Não me acusam, insultam; não me combatem, caluniam e não me dão o direito de defesa. Precisam sufocar a minha voz e impedir a minha ação, para que eu não continue a defender, como sempre defendi, o povo e principalmente os humildes. Sigo o destino que me é imposto. Depois de decênios de domínio e espoliação dos grupos econômicos e financeiros internacionais, fiz-me chefe de uma revolução e venci. Iniciei o trabalho de libertação e instaurei o regime de liberdade social. Tive de renunciar. Voltei ao governo nos braços do povo. A campanha subterrânea dos grupos internacionais aliou-se à dos grupos nacionais revoltados contra o regime de garantia do trabalho. A lei de lucros extraordinários foi detida no Congresso. Contra a justiça da revisão do salário mínimo se desencadearam os ódios. Quis criar a liberdade nacional na potencialização das nossas riquezas através da Petrobrás e, mal começa esta a funcionar, a onda de agitação se avoluma. A Eletrobrás foi obstaculada até o desespero. Não querem que o trabalhador seja livre. Não querem que o povo seja independente.
Assumi o governo dentro da espiral inflacionária que destruía os valores de trabalho. Os lucros das empresas estrangeiras alcançavam até 500% ao ano. Nas declarações de valores do que importávamos existiam fraudes constantes de mais de 100 milhões de dólares por ano. Veio a crise do café, valorizou-se o nosso principal produto. Tentamos defender seu preço e a resposta foi uma violenta pressão sobre a nossa economia, a ponto de sermos obrigados a ceder.
Tenho lutado mês a mês, dia a dia, hora a hora, resistindo a uma pressão constante, incessante, tudo suportando em silêncio, tudo esquecendo, renunciando a mim mesmo, para defender o povo, que agora se queda desamparado. Nada mais posso dar, a não ser o meu sangue. Se as aves de rapina querem o sangue de alguém, querem continuar sugando o povo brasileiro, eu ofereço em holocausto a minha vida. Escolho este meio de estar sempre convosco. Quando vos humilharem, sentireis minha alma sofrendo a vosso lado. Quando a fome bater à vossa porta, sentirei em vosso peito a energia para a luta por vós e vossos filhos. Quando vos vilipendiarem, sentireis no pensamento a força para a reação. Meu sacrifício vos manterá unidos e meu nome será a vossa bandeira de luta. Cada gota de meu sangue será uma chama imortal na vossa consciência e manterá a vibração sagrada para a resistência. Ao ódio respondo com perdão. E aos que pensam que me derrotaram respondo com a minha vitória. Era escravo do povo e hoje me liberto para a vida eterna. Mas esse povo de quem fui escravo não será mais escravo de ninguém. Meu sacrifício ficará para sempre em sua alma e meu sangue será o preço do seu resgate.

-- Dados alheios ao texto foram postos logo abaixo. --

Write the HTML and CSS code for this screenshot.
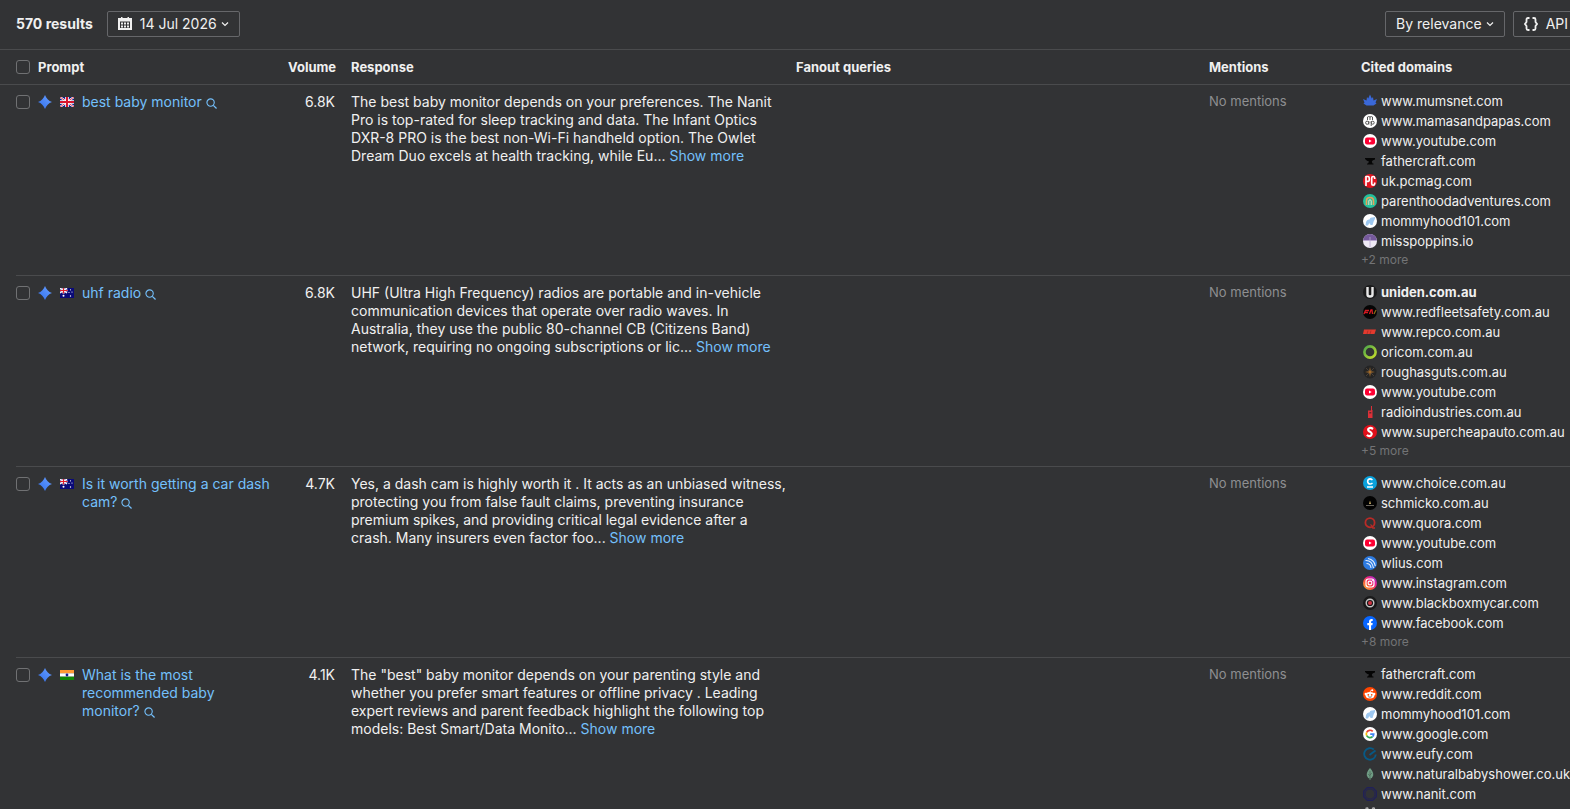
FILE: index.html
```html
<!DOCTYPE html>
<html lang="en">
<head>
  <meta charset="UTF-8" />
  <meta name="viewport" content="width=device-width, initial-scale=1.0"/>
  <title>AI responses</title>
  <link rel="stylesheet" href="styles.css">
</head>
<body>

<!-- icon sprite -->
<svg class="sprite" aria-hidden="true">
  <defs>
    <linearGradient id="sparkFill" x1="0" y1="1" x2="1" y2="0">
      <stop offset="0" stop-color="#2f6fee"/><stop offset="1" stop-color="#6aa0ff"/>
    </linearGradient>
    <linearGradient id="instaFill" x1="0" y1="1" x2="1" y2="0">
      <stop offset="0" stop-color="#ffc83d"/><stop offset=".35" stop-color="#fb5a3a"/><stop offset=".65" stop-color="#e81e8c"/><stop offset="1" stop-color="#8a3ce8"/>
    </linearGradient>
    <linearGradient id="ringFill" x1="0" y1="0" x2="1" y2="1">
      <stop offset="0" stop-color="#4fa84a"/><stop offset="1" stop-color="#c4dc2c"/>
    </linearGradient>
    <clipPath id="round"><circle cx="7" cy="7" r="7"/></clipPath>
  </defs>
  <symbol id="spark" viewBox="0 0 14 14"><path fill="url(#sparkFill)" d="M7 0C8.200 3.400 10.600 5.800 14 7C10.600 8.200 8.200 10.600 7 14C5.800 10.600 3.400 8.200 0 7C3.400 5.800 5.800 3.400 7 0Z"/></symbol>
  <symbol id="search" viewBox="0 0 12 12"><circle cx="5" cy="5" r="4" fill="none" stroke="currentColor" stroke-width="1.200"/><path d="M8 8L11.500 11.500" stroke="currentColor" stroke-width="1.400"/></symbol>
  <symbol id="chevron" viewBox="0 0 8 8"><path d="M1 2.500L4 5.500L7 2.500" fill="none" stroke="currentColor" stroke-width="1.200"/></symbol>
  <symbol id="calendar" viewBox="0 0 14 14"><path fill="currentColor" fill-rule="evenodd" d="M0 1H3V0H4.500V1H9.500V0H11V1H14V13H0ZM2 4.500V11H12V4.500Z"/><path fill="currentColor" d="M3 5.500h2v2H3zM6 5.500h2v2H6zM9 5.500h2v2H9zM3 8.500h2v2H3zM6 8.500h2v2H6zM9 8.500h2v2H9z"/></symbol>
  <symbol id="braces" viewBox="0 0 14 14"><path d="M5.500 1H4Q2.500 1 2.500 2.500V5L1 7L2.500 9V11.500Q2.500 13 4 13H5.500M8.500 1H10Q11.500 1 11.500 2.500V5L13 7L11.500 9V11.500Q11.500 13 10 13H8.500" fill="none" stroke="currentColor" stroke-width="1.800"/></symbol>

  <symbol id="flag-gb" viewBox="0 0 14 10"><path fill="#0b1f8f" d="M0 0h14v10H0z"/><path d="M0 0L14 10M14 0L0 10" stroke="#fff" stroke-width="2.200"/><path d="M0 0L14 10M14 0L0 10" stroke="#d8162f" stroke-width=".8"/><path d="M7 0V10M0 5H14" stroke="#fff" stroke-width="3.600"/><path d="M7 0V10M0 5H14" stroke="#d8162f" stroke-width="2"/></symbol>
  <symbol id="flag-au" viewBox="0 0 14 10"><path fill="#0a0a78" d="M0 0h14v10H0z"/><path d="M0 0L7 5M7 0L0 5" stroke="#fff" stroke-width="1.400"/><path d="M3.500 0V5.500M0 2.500H7.500" stroke="#fff" stroke-width="2.200"/><path d="M3.500 0V5.500M0 2.500H7.500" stroke="#e01e2c" stroke-width="1.200"/><g fill="#fff"><circle cx="3.500" cy="7.800" r="1"/><circle cx="10.500" cy="1.800" r=".6"/><circle cx="9" cy="4.500" r=".6"/><circle cx="12" cy="4" r=".6"/><circle cx="10.500" cy="8" r=".7"/></g></symbol>
  <symbol id="flag-in" viewBox="0 0 14 10"><path fill="#ff9933" d="M0 0h14v3.400H0z"/><path fill="#fff" d="M0 3.300h14v3.400H0z"/><path fill="#128807" d="M0 6.700h14V10H0z"/><circle cx="7" cy="5" r="1.400" fill="#1a1a8c"/></symbol>

  <symbol id="d-mumsnet" viewBox="0 0 14 14"><path fill="#3a68d8" d="M7 .5L8.800 4.500L10 3L10.500 6.500L14 5L12.500 8.500L13.500 9.500L10.500 11.500H3.500L.5 9.500L1.500 8.500L0 5L3.500 6.500L4 3L5.200 4.500Z"/></symbol>
  <symbol id="d-mamas" viewBox="0 0 14 14"><circle cx="7" cy="7" r="7" fill="#fff"/><g fill="none" stroke="#555" stroke-width="1"><path d="M4.500 6V3Q5.800 2 7 3V6M7 3Q8.300 2 9.500 3V6"/><circle cx="4.200" cy="8.700" r="1.600"/><path d="M5.800 7V10.500M8.200 12V7"/><circle cx="9.700" cy="8.700" r="1.500"/></g></symbol>
  <symbol id="d-youtube" viewBox="0 0 14 14"><circle cx="7" cy="7" r="7" fill="#fff"/><rect x="2" y="3.500" width="10" height="7" rx="2" fill="#ff0033"/><path fill="#fff" d="M6 5.500L8.700 7L6 8.500Z"/></symbol>
  <symbol id="d-fathercraft" viewBox="0 0 14 14"><path fill="#050505" d="M2 4H12V5.500Q9.500 6 8.800 7.500L9.500 9.500H10.500V10.500H4V9.500H5L6 7.500Q4 7 2 5Z"/></symbol>
  <symbol id="d-pcmag" viewBox="0 0 14 14"><g clip-path="url(#round)"><path fill="#e2131f" d="M0 0h14v14H0z"/><path d="M3 12V2.500H5Q6.300 2.500 6.300 5T5 7.300H3M11.700 5V4Q11.700 2.500 10.200 2.500T8.700 4V9.500Q8.700 11.200 10.200 11.200T11.700 9.500V8.500" fill="none" stroke="#fff" stroke-width="1.700"/></g></symbol>
  <symbol id="d-parenthood" viewBox="0 0 14 14"><circle cx="7" cy="7" r="7" fill="#24c09c"/><path d="M3.500 11V7Q3.500 3.500 7 3.500T10.500 7V11" fill="none" stroke="#e8a15c" stroke-width="1.600"/><path d="M5.800 11V7Q5.800 5.800 7 5.800T8.200 7V11" fill="none" stroke="#f3e2c8" stroke-width="1"/></symbol>
  <symbol id="d-mommyhood" viewBox="0 0 14 14"><circle cx="7" cy="7" r="7" fill="#fff"/><path fill="#9ec8f0" d="M3 8Q4 5 6.500 5.500Q7 3 9.500 3.500L12 3Q12.500 5.500 10.800 7L9.500 11H7.500L7 9.500H6L5 11.500H2.500Z"/></symbol>
  <symbol id="d-misspoppins" viewBox="0 0 14 14"><g clip-path="url(#round)"><path fill="#efeaf5" d="M0 0h14v14H0z"/><path fill="#765a9c" d="M0 0h14v6.500H0z"/><path d="M0 6.500H14M7 3V13" fill="none" stroke="#b8a6cf" stroke-width=".8"/></g></symbol>

  <symbol id="d-uniden" viewBox="0 0 14 14"><circle cx="7" cy="7" r="7" fill="#1b1b1c"/><path d="M4.500 2V9.500Q4.500 11.500 7 11.500T9.500 9.500V2" fill="none" stroke="#e8e8e8" stroke-width="2.400"/></symbol>
  <symbol id="d-redfleet" viewBox="0 0 14 14"><circle cx="7" cy="7" r="7" fill="#050505"/><path d="M1 9L2.500 5.500H6M2 7.500H5M6.500 9L8 5H9L9.500 9" fill="none" stroke="#d51a22" stroke-width="1.300"/><path d="M11 9L13 5" stroke="#8c6a18" stroke-width="1.200"/></symbol>
  <symbol id="d-repco" viewBox="0 0 14 14"><path fill="#e23a2e" d="M1 4.500H13L11.500 9H0Z"/><path d="M4 9L5 5.500M7 9L8 5.500" stroke="#a82b24" stroke-width=".8"/></symbol>
  <symbol id="d-oricom" viewBox="0 0 14 14"><circle cx="7" cy="7" r="5.600" fill="none" stroke="url(#ringFill)" stroke-width="2.600"/></symbol>
  <symbol id="d-rough" viewBox="0 0 14 14"><circle cx="7" cy="7" r="6.500" fill="#242424"/><path d="M3 3L11 11M11 3L3 11" stroke="#4a4139" stroke-width="1"/><path fill="#a86f2c" d="M7 2L7.800 6.200L12 7L7.800 7.800L7 12L6.200 7.800L2 7L6.200 6.200Z"/></symbol>
  <symbol id="d-radio" viewBox="0 0 14 14"><path fill="#dd3038" d="M8 1H9V5H9.500V13H5V5.500H8Z"/><path fill="#662a2e" d="M6.300 7h2v1.500h-2z"/></symbol>
  <symbol id="d-supercheap" viewBox="0 0 14 14"><circle cx="7" cy="7" r="7" fill="#e00f1a"/><path d="M10 4Q7 1.800 5.300 4Q4.500 5.800 7.500 7Q9.700 8.800 8 10.500Q6 11.800 3.800 10" fill="none" stroke="#fff" stroke-width="2.200"/></symbol>

  <symbol id="d-choice" viewBox="0 0 14 14"><circle cx="7" cy="7" r="7" fill="#0aa2dc"/><path d="M9.500 4Q7 2 5.200 3.700Q4 6 5.500 7.500Q7.300 8.800 9.500 7M4 11H10" fill="none" stroke="#fff" stroke-width="1.600"/></symbol>
  <symbol id="d-schmicko" viewBox="0 0 14 14"><circle cx="7" cy="7" r="7" fill="#030303"/><path d="M3 9.500H11" stroke="#77736a" stroke-width=".9"/><path d="M7 4.500L8 8H6Z" fill="#d2b46a"/></symbol>
  <symbol id="d-quora" viewBox="0 0 14 14"><circle cx="7" cy="6.700" r="4.600" fill="none" stroke="#b92b27" stroke-width="1.800"/><path d="M7.500 8.500Q9 9.500 9.800 12H12" fill="none" stroke="#b92b27" stroke-width="1.300"/></symbol>
  <symbol id="d-wlius" viewBox="0 0 14 14"><circle cx="7" cy="7" r="7" fill="#2e7be0"/><path d="M2.500 4.500Q9 4 10.500 12M3.500 7.500Q7.500 7.500 8 12M5 2.500Q11.500 4 12.300 10" fill="none" stroke="#e4eefb" stroke-width="1.100"/></symbol>
  <symbol id="d-instagram" viewBox="0 0 14 14"><circle cx="7" cy="7" r="7" fill="url(#instaFill)"/><rect x="3" y="3" width="8" height="8" rx="2.400" fill="none" stroke="#fff" stroke-width="1.200"/><circle cx="7" cy="7" r="1.900" fill="none" stroke="#fff" stroke-width="1.100"/><circle cx="9.400" cy="4.600" r=".6" fill="#fff"/></symbol>
  <symbol id="d-blackbox" viewBox="0 0 14 14"><circle cx="7" cy="7" r="7" fill="#19191a"/><circle cx="7" cy="7" r="3.800" fill="none" stroke="#c4c4c4" stroke-width="1.400"/><circle cx="7" cy="7" r="2" fill="#cf3340"/></symbol>
  <symbol id="d-facebook" viewBox="0 0 14 14"><circle cx="7" cy="7" r="7" fill="#0866ff"/><path fill="#fff" d="M6 14V9.200H4.300V7H6V5.700Q6 3 8.600 3H9.700V5H8.900Q8.100 5 8.100 5.900V7H9.700L9.400 9.200H8.100V14Z"/></symbol>

  <symbol id="d-reddit" viewBox="0 0 14 14"><circle cx="7" cy="7" r="7" fill="#ff4500"/><ellipse cx="7" cy="8.200" rx="4.400" ry="3.300" fill="#fff"/><circle cx="2.800" cy="7" r="1.200" fill="#fff"/><circle cx="11.200" cy="7" r="1.200" fill="#fff"/><circle cx="9.300" cy="3.200" r="1" fill="#fff"/><path d="M7 5.500Q7 3.300 9 3.200" fill="none" stroke="#fff" stroke-width=".7"/><circle cx="5.300" cy="7.800" r=".9" fill="#ff4500"/><circle cx="8.700" cy="7.800" r=".9" fill="#ff4500"/><path d="M5.300 9.700Q7 10.800 8.700 9.700" fill="none" stroke="#333" stroke-width=".7"/></symbol>
  <symbol id="d-google" viewBox="0 0 14 14"><circle cx="7" cy="7" r="7" fill="#fff"/><g fill="none" stroke-width="1.700"><path stroke="#ea4335" d="M3.700 5.300A3.700 3.700 0 0 1 9.700 4.400"/><path stroke="#fbbc05" d="M3.700 5.300A3.700 3.700 0 0 0 3.700 8.700"/><path stroke="#34a853" d="M3.700 8.700A3.700 3.700 0 0 0 9.500 9.700"/><path stroke="#4285f4" d="M9.500 9.700A3.700 3.700 0 0 0 10.700 7.200H7.200"/></g></symbol>
  <symbol id="d-eufy" viewBox="0 0 14 14"><path d="M10.800 2.500A5.800 5.800 0 1 0 12.800 7.500M6.500 8L12.500 3.500" fill="none" stroke="#075985" stroke-width="1.900"/></symbol>
  <symbol id="d-natural" viewBox="0 0 14 14"><path fill="#6f9c84" d="M7 1Q10.800 5 10.200 8.500Q9.500 11 7.400 11.500V13H6.600V11.500Q4.500 11 3.800 8.500Q3.200 5 7 1Z"/><path d="M7 4V12M7 8L8.800 6M7 9L5.200 7" stroke="#3f5c4f" stroke-width=".6"/></symbol>
  <symbol id="d-nanit" viewBox="0 0 14 14"><path d="M4.300 .7H9.700L13.300 4.300V9.700L9.700 13.300H4.300L.7 9.700V4.300Z" fill="none" stroke="#20205a" stroke-width="1.200"/><circle cx="7" cy="7" r="5" fill="none" stroke="#20205a" stroke-width=".8"/></symbol>
  <symbol id="d-amazon" viewBox="0 0 14 14"><path d="M2.500 1.500Q5 0 5 2.500V8M9 1.500Q11.500 0 11.500 2.500V8" fill="none" stroke="#b5b5b5" stroke-width="1.400"/></symbol>
</svg>

<main class="report">
  <div class="toolbar">
    <strong class="results">570 results</strong>
    <button class="btn" type="button"><svg class="icon"><use href="#calendar"/></svg>14 Jul 2026<svg class="caret"><use href="#chevron"/></svg></button>
    <div class="toolbar-right">
      <button class="btn" type="button">By relevance<svg class="caret"><use href="#chevron"/></svg></button>
      <button class="btn" type="button"><svg class="icon"><use href="#braces"/></svg>API</button>
    </div>
  </div>

  <table class="prompts">
    <thead>
      <tr>
        <th class="check"><input type="checkbox" aria-label="Select all"></th>
        <th class="prompt">Prompt</th>
        <th class="volume">Volume</th>
        <th class="response">Response</th>
        <th class="fanout">Fanout queries</th>
        <th class="mentions">Mentions</th>
        <th class="cited">Cited domains</th>
      </tr>
    </thead>
    <tbody>
      <tr>
        <td class="check"><input type="checkbox" aria-label="Select best baby monitor"></td>
        <td class="prompt">
          <div class="prompt-line">
            <svg class="spark"><use href="#spark"/></svg>
            <svg class="flag"><use href="#flag-gb"/></svg>
            <a href="#">best baby monitor <svg class="search"><use href="#search"/></svg></a>
          </div>
        </td>
        <td class="volume">6.8K</td>
        <td class="response">The best baby monitor depends on your preferences. The Nanit Pro is top-rated for sleep tracking and data. The Infant Optics DXR-8 PRO is the best non-Wi-Fi handheld option. The Owlet Dream Duo excels at health tracking, while Eu... <a href="#">Show more</a></td>
        <td class="fanout"></td>
        <td class="mentions">No mentions</td>
        <td class="cited">
          <ul class="domains">
            <li><svg><use href="#d-mumsnet"/></svg>www.mumsnet.com</li>
            <li><svg><use href="#d-mamas"/></svg>www.mamasandpapas.com</li>
            <li><svg><use href="#d-youtube"/></svg>www.youtube.com</li>
            <li><svg><use href="#d-fathercraft"/></svg>fathercraft.com</li>
            <li><svg><use href="#d-pcmag"/></svg>uk.pcmag.com</li>
            <li><svg><use href="#d-parenthood"/></svg>parenthoodadventures.com</li>
            <li><svg><use href="#d-mommyhood"/></svg>mommyhood101.com</li>
            <li><svg><use href="#d-misspoppins"/></svg>misspoppins.io</li>
          </ul>
          <button class="more" type="button">+2 more</button>
        </td>
      </tr>
      <tr>
        <td class="check"><input type="checkbox" aria-label="Select uhf radio"></td>
        <td class="prompt">
          <div class="prompt-line">
            <svg class="spark"><use href="#spark"/></svg>
            <svg class="flag"><use href="#flag-au"/></svg>
            <a href="#">uhf radio <svg class="search"><use href="#search"/></svg></a>
          </div>
        </td>
        <td class="volume">6.8K</td>
        <td class="response">UHF (Ultra High Frequency) radios are portable and in-vehicle communication devices that operate over radio waves. In Australia, they use the public 80-channel CB (Citizens Band) network, requiring no ongoing subscriptions or lic... <a href="#">Show more</a></td>
        <td class="fanout"></td>
        <td class="mentions">No mentions</td>
        <td class="cited">
          <ul class="domains">
            <li class="own"><svg><use href="#d-uniden"/></svg>uniden.com.au</li>
            <li><svg><use href="#d-redfleet"/></svg>www.redfleetsafety.com.au</li>
            <li><svg><use href="#d-repco"/></svg>www.repco.com.au</li>
            <li><svg><use href="#d-oricom"/></svg>oricom.com.au</li>
            <li><svg><use href="#d-rough"/></svg>roughasguts.com.au</li>
            <li><svg><use href="#d-youtube"/></svg>www.youtube.com</li>
            <li><svg><use href="#d-radio"/></svg>radioindustries.com.au</li>
            <li><svg><use href="#d-supercheap"/></svg>www.supercheapauto.com.au</li>
          </ul>
          <button class="more" type="button">+5 more</button>
        </td>
      </tr>
      <tr>
        <td class="check"><input type="checkbox" aria-label="Select Is it worth getting a car dash cam?"></td>
        <td class="prompt">
          <div class="prompt-line">
            <svg class="spark"><use href="#spark"/></svg>
            <svg class="flag"><use href="#flag-au"/></svg>
            <a href="#">Is it worth getting a car dash cam? <svg class="search"><use href="#search"/></svg></a>
          </div>
        </td>
        <td class="volume">4.7K</td>
        <td class="response">Yes, a dash cam is highly worth it . It acts as an unbiased witness, protecting you from false fault claims, preventing insurance premium spikes, and providing critical legal evidence after a crash. Many insurers even factor foo... <a href="#">Show more</a></td>
        <td class="fanout"></td>
        <td class="mentions">No mentions</td>
        <td class="cited">
          <ul class="domains">
            <li><svg><use href="#d-choice"/></svg>www.choice.com.au</li>
            <li><svg><use href="#d-schmicko"/></svg>schmicko.com.au</li>
            <li><svg><use href="#d-quora"/></svg>www.quora.com</li>
            <li><svg><use href="#d-youtube"/></svg>www.youtube.com</li>
            <li><svg><use href="#d-wlius"/></svg>wlius.com</li>
            <li><svg><use href="#d-instagram"/></svg>www.instagram.com</li>
            <li><svg><use href="#d-blackbox"/></svg>www.blackboxmycar.com</li>
            <li><svg><use href="#d-facebook"/></svg>www.facebook.com</li>
          </ul>
          <button class="more" type="button">+8 more</button>
        </td>
      </tr>
      <tr>
        <td class="check"><input type="checkbox" aria-label="Select What is the most recommended baby monitor?"></td>
        <td class="prompt">
          <div class="prompt-line">
            <svg class="spark"><use href="#spark"/></svg>
            <svg class="flag"><use href="#flag-in"/></svg>
            <a href="#">What is the most recommended baby monitor? <svg class="search"><use href="#search"/></svg></a>
          </div>
        </td>
        <td class="volume">4.1K</td>
        <td class="response">The "best" baby monitor depends on your parenting style and whether you prefer smart features or offline privacy . Leading expert reviews and parent feedback highlight the following top models: Best Smart/Data Monito... <a href="#">Show more</a></td>
        <td class="fanout"></td>
        <td class="mentions">No mentions</td>
        <td class="cited">
          <ul class="domains">
            <li><svg><use href="#d-fathercraft"/></svg>fathercraft.com</li>
            <li><svg><use href="#d-reddit"/></svg>www.reddit.com</li>
            <li><svg><use href="#d-mommyhood"/></svg>mommyhood101.com</li>
            <li><svg><use href="#d-google"/></svg>www.google.com</li>
            <li><svg><use href="#d-eufy"/></svg>www.eufy.com</li>
            <li><svg><use href="#d-natural"/></svg>www.naturalbabyshower.co.uk</li>
            <li><svg><use href="#d-nanit"/></svg>www.nanit.com</li>
            <li><svg><use href="#d-amazon"/></svg></li>
          </ul>
        </td>
      </tr>
    </tbody>
  </table>
</main>

</body>
</html>
```
FILE: styles.css
```css
* {
  box-sizing: border-box;
}

body {
  background-color: #323335;
  color: #f0f0f0;
  font-family: Inter, "Liberation Sans", sans-serif;
  font-size: 14px;
  line-height: 18px;
  margin: 0;
  height: 100vh;
  overflow: hidden;
}

.sprite {
  position: absolute;
  width: 0;
  height: 0;
}

.report {
  width: 100%;
  min-width: 1595px;
}

a {
  color: #74c0fc;
  text-decoration: none;
}

/* toolbar */
.toolbar {
  display: flex;
  align-items: center;
  gap: 14px;
  padding: 11px 16px 12px;
  border-bottom: 1px solid #4a4b4d;
}

.toolbar-right {
  display: flex;
  gap: 8px;
  margin-left: auto;
}

.btn {
  display: flex;
  align-items: center;
  gap: 8px;
  height: 26px;
  padding: 0 10px;
  background: transparent;
  border: 1px solid #66676a;
  border-radius: 2px;
  color: inherit;
  font: inherit;
  white-space: nowrap;
  cursor: pointer;
}

.icon {
  width: 14px;
  height: 14px;
}

.caret {
  width: 8px;
  height: 8px;
  margin-left: -4px;
}

/* table */
.prompts {
  width: 100%;
  table-layout: fixed;
  border-collapse: separate;
  border-spacing: 0;
}

th,
td {
  padding: 8px;
  text-align: left;
  vertical-align: top;
  border-bottom: 1px solid #4a4b4d;
}

th {
  font-size: 13px;
  font-weight: 700;
}

th.check, td.check {
  width: 30px;
  padding: 10px 0 0 16px;
}

/* row dividers start at the checkbox, not at the window edge */
td.check {
  border-bottom: 0;
  background: linear-gradient(#4a4b4d, #4a4b4d) 16px 100% / 100% 1px no-repeat;
}

.prompt {
  width: 250px;
}

th.volume, td.volume {
  width: 63px;
  text-align: right;
}

.response {
  width: 445px;
}

td.response {
  padding-right: 0;
}

.fanout {
  width: 413px;
}

.mentions {
  width: 152px;
}

td.mentions {
  font-size: 13px;
  color: #8e8f91;
  padding-top: 7px;
}

input[type="checkbox"] {
  appearance: none;
  display: block;
  width: 14px;
  height: 14px;
  margin: 0;
  border: 1px solid #707173;
  border-radius: 3px;
}

.prompt-line {
  display: flex;
  align-items: flex-start;
  gap: 8px;
}

.spark {
  flex: none;
  width: 14px;
  height: 14px;
  margin-top: 2px;
}

.flag {
  flex: none;
  width: 14px;
  height: 10px;
  margin-top: 4px;
}

.search {
  width: 11px;
  height: 11px;
  vertical-align: -2px;
}

td.cited {
  font-size: 13px;
  padding: 6px 8px;
}

.domains {
  list-style: none;
  margin: 0;
  padding: 0;
}

.domains li {
  display: flex;
  align-items: center;
  gap: 4px;
  height: 20px;
  padding-left: 2px;
  white-space: nowrap;
}

.domains svg {
  flex: none;
  width: 14px;
  height: 14px;
}

.own {
  font-weight: 700;
}

.more {
  display: block;
  padding: 0;
  border: 0;
  background: none;
  color: #737476;
  font: inherit;
  font-size: 12px;
  line-height: 18px;
  cursor: pointer;
}
```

Lutei contra a espoliação do Brasil. Lutei contra a espoliação do povo. Tenho lutado de peito aberto. O ódio, as infâmias, a calúnia, não abateram meu ânimo. Eu vos dei a minha vida. Agora vos ofereço a minha morte. Nada receio. Serenamente dou o primeiro passo no caminho da eternidade e saio da vida para entrar na História.”

Fonte: Brasil História – Texto e Consulta. Vol. 4 – Era de Vargas. São Paulo:Hucitec,1988.p.258.